Exercise objective — Of the lines in the entries, how many hold the word "screenshot"? Give that number alone.

■ ■ ■ ■

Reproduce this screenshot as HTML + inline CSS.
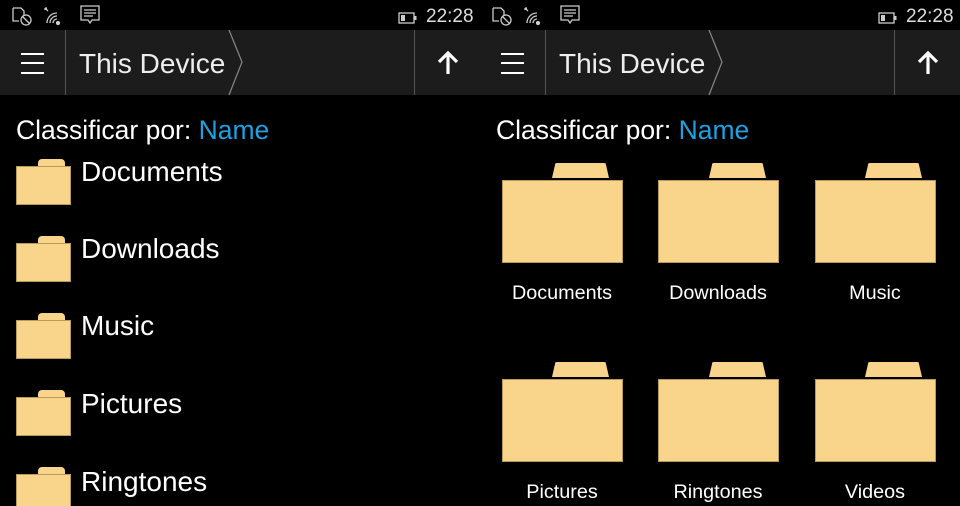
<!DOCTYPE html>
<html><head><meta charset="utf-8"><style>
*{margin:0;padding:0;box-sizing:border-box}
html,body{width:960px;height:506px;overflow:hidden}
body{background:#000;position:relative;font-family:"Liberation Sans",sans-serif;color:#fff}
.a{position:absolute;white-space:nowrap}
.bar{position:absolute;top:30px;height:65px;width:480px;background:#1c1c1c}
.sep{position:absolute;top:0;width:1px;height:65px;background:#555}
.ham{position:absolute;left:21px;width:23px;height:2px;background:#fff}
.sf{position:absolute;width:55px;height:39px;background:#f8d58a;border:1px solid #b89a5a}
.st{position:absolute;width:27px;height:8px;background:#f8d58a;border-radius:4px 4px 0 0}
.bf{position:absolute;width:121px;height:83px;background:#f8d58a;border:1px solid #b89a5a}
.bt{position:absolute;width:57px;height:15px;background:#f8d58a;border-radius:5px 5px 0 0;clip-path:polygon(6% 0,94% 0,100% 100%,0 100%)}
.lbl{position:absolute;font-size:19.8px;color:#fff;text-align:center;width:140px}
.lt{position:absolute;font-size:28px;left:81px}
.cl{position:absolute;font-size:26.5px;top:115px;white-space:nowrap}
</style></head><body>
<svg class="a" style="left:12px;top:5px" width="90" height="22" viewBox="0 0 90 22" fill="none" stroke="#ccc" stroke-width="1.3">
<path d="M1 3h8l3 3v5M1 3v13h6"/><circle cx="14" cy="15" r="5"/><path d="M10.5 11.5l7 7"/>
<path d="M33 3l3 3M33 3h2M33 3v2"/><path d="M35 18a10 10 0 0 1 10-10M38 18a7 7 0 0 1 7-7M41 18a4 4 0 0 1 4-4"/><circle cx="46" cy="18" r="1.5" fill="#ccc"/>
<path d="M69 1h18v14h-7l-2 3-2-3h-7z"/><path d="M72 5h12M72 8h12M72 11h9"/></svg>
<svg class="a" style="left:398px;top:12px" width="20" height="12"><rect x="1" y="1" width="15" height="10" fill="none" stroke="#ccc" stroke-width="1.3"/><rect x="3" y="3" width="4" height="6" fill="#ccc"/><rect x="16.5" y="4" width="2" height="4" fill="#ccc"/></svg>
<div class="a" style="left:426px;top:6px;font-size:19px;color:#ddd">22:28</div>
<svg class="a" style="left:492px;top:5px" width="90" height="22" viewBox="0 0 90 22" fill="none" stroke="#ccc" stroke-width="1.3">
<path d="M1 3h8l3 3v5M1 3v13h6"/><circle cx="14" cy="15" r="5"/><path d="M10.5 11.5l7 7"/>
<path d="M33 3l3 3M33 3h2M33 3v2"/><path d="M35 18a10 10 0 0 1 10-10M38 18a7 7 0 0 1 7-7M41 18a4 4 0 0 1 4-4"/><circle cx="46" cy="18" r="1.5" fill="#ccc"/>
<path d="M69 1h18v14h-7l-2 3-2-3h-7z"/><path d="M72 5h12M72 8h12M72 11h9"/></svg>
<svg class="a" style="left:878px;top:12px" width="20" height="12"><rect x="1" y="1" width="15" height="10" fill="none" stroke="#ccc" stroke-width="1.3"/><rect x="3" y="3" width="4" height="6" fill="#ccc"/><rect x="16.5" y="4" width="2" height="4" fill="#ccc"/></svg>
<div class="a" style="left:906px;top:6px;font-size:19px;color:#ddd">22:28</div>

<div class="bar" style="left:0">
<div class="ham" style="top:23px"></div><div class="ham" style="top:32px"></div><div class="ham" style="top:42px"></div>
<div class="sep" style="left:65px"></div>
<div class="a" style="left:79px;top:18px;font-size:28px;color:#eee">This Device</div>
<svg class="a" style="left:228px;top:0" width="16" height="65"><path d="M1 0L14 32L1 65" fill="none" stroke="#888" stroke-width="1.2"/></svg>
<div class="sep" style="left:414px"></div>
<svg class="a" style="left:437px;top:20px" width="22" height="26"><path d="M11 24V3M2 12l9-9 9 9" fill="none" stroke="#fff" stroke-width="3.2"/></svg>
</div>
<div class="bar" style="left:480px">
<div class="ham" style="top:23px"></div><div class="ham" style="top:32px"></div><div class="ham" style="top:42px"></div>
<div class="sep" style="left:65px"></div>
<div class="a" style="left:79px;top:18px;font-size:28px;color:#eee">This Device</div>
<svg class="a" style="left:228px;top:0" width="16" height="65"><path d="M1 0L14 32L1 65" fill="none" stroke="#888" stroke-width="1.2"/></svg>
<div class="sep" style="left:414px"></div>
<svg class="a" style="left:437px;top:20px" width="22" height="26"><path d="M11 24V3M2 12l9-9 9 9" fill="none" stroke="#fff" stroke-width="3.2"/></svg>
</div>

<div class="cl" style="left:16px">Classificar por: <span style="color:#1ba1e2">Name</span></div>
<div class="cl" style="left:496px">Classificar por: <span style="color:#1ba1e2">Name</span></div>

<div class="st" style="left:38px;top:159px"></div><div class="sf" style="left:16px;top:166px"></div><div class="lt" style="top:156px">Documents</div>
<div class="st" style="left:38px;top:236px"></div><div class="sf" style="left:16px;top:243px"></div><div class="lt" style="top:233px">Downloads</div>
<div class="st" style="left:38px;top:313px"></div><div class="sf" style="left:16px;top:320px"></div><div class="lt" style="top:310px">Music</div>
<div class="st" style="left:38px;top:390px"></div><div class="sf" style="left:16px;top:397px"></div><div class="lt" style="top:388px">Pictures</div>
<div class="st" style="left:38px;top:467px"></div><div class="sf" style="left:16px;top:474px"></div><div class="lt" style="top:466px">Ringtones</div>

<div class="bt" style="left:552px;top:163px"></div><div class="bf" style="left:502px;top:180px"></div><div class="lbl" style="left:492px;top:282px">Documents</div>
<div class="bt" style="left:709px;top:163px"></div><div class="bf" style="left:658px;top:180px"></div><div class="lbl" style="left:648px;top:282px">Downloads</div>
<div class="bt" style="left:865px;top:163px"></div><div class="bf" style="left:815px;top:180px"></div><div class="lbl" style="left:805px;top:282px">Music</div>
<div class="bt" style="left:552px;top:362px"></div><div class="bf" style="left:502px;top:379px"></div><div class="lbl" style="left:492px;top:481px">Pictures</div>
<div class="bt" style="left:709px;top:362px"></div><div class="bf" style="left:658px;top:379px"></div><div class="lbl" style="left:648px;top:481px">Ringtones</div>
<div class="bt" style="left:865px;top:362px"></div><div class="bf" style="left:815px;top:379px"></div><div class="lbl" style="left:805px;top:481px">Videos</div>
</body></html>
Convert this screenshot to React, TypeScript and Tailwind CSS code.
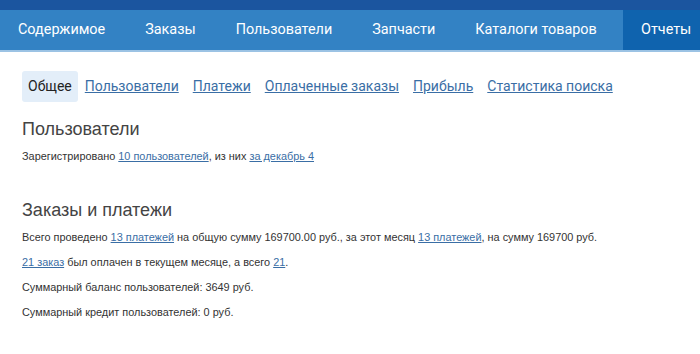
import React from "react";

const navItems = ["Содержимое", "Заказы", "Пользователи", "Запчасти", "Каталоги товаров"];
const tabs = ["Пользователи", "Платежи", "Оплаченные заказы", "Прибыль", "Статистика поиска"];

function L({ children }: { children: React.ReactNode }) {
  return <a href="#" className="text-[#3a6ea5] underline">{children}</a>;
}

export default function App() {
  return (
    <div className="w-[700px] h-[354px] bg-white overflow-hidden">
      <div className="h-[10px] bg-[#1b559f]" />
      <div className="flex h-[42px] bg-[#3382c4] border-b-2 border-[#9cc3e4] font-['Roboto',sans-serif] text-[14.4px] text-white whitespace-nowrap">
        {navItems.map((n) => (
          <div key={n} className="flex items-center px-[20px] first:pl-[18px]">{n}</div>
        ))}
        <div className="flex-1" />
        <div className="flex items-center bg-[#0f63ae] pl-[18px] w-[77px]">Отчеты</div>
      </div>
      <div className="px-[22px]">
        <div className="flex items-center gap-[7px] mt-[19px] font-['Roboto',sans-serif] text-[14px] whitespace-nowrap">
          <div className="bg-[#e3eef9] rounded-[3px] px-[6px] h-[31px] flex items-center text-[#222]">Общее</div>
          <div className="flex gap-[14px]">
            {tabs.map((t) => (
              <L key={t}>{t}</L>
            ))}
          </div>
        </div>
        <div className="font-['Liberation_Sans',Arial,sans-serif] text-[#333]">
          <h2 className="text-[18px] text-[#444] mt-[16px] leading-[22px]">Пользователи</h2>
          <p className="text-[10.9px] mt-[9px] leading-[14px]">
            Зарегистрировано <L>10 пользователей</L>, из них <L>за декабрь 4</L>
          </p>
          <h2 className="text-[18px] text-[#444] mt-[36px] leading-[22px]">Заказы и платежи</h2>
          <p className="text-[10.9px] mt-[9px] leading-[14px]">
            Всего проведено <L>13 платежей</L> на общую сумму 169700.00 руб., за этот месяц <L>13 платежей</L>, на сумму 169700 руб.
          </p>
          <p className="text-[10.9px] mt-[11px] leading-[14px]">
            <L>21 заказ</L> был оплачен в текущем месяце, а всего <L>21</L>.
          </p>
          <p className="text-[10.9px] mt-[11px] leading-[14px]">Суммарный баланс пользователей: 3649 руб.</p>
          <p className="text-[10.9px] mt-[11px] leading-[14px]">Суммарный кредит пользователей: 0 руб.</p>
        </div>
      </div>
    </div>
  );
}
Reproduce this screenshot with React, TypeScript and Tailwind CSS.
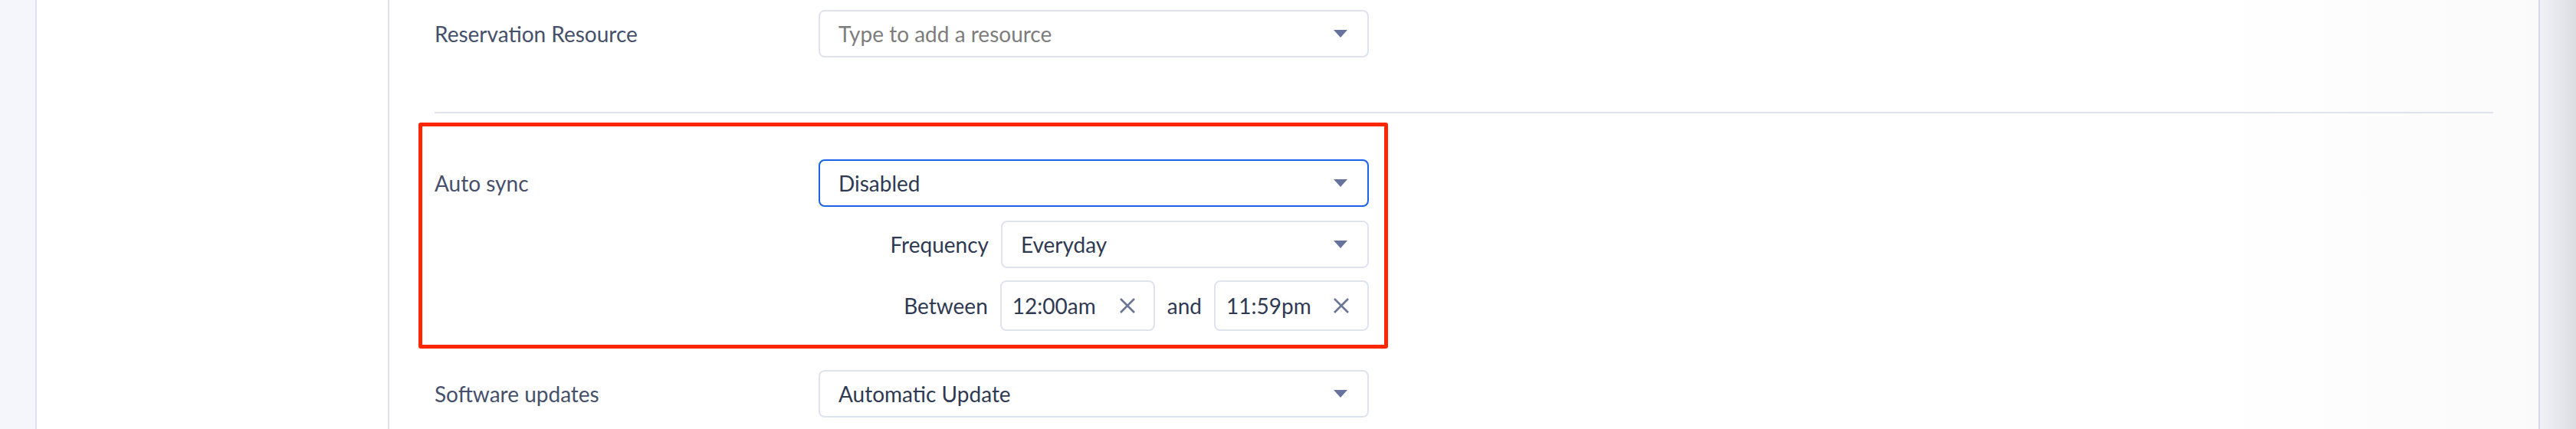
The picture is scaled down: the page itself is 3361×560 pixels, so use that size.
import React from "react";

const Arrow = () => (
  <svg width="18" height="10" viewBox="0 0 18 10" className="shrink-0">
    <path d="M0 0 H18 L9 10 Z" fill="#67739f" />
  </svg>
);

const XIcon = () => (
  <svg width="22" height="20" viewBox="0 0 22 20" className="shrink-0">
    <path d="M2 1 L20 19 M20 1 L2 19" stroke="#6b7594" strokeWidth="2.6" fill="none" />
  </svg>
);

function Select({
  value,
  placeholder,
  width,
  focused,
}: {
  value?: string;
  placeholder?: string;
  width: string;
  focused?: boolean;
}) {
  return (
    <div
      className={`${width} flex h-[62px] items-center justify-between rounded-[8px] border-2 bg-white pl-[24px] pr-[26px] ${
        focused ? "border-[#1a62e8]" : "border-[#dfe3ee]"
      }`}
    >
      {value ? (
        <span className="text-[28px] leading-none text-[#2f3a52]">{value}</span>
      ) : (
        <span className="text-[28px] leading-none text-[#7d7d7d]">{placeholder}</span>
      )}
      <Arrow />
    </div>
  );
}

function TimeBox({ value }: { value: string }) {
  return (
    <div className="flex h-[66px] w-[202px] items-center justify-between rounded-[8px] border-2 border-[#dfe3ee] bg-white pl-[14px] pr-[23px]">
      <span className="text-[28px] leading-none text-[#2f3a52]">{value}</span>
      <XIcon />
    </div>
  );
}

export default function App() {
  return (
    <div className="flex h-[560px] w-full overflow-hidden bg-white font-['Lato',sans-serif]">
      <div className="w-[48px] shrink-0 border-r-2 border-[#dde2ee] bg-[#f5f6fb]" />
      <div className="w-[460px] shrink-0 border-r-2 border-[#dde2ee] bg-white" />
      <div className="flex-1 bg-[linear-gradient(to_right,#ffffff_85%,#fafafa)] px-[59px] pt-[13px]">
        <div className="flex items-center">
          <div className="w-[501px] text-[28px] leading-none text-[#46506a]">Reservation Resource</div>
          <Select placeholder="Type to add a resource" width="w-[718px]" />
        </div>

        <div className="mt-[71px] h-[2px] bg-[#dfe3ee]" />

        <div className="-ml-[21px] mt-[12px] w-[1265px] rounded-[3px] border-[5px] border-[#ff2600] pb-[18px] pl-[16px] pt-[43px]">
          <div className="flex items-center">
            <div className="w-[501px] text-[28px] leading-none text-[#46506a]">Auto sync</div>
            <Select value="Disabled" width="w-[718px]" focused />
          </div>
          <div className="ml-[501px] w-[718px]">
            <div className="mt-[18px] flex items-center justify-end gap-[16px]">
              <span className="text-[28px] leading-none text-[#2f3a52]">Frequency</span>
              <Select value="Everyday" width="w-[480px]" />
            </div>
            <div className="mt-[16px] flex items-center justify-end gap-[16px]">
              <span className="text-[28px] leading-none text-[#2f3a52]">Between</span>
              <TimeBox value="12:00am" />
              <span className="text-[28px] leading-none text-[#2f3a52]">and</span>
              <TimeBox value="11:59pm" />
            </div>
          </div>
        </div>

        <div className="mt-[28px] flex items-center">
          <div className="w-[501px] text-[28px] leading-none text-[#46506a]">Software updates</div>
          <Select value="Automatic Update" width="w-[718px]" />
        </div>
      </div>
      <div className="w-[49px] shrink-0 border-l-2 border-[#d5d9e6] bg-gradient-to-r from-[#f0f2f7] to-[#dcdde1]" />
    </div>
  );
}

■ ■ ■ ■

Response to this exercise — 3